The association, which owns and manages 6,250 association homes in Lewisham and the neighbouring borough of Bromley, secured £75m in a private placement from PIC. To help it access the debt capital markets, Phoenix appointed Barclays, which approached investors on the association’s behalf. There then followed a series of roadshows with potential investors, which culminated in a number of offers.
Of the initial £75m placement, the first £40m was drawn down in March 2018, followed by two more £10m tranches in September last year and March 2019 respectively.
When the association began looking for finance, a public bond was not on the cards due to Phoenix’s relatively small size, while banks no longer provide core long-term funding over the desired 30 to 40-year timescale.

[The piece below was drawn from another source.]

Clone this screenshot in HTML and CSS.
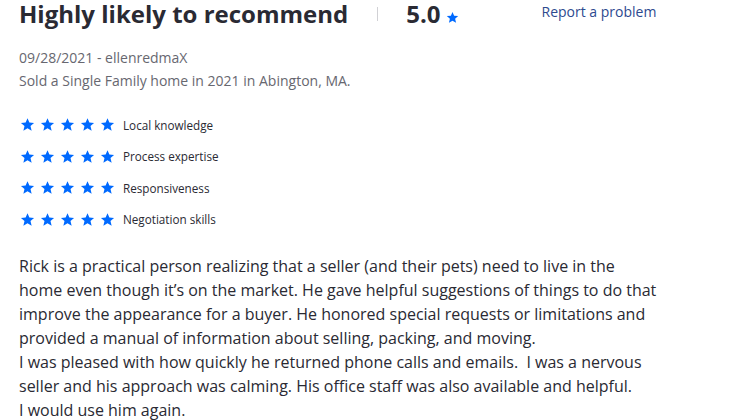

The private placement used an EBITDA interest cover covenant, while many banks insisted on an EBITDA-MRI (earnings before interest, tax, depreciation, amortisation, major repairs included) interest cover covenant, which means Phoenix is not exposed to major works expenditure, says Chris Starke, director of finance at Phoenix. Such covenants could be problematic in the event of a new stock condition standard, which would in turn require a sudden jump in the amount of work that the association would have to carry out over a short period.
Mr Starke says: “The package may look fine today but who knows what the world will look like in 20 years’ time? We felt keeping MRI out of the 40-year covenant was very important.”
The association also wanted to free itself from the “quite restrictive” covenants in its existing loans, he says. Renegotiating these covenants freed up Phoenix from the need to secure consents when seeking additional funding.
Phoenix also wanted a UK-based investor in case it had to deal with any legal issues, Mr Starke says: “Scoring UK against US investors, UK investors would always have the advantage because you would be in the UK courts.”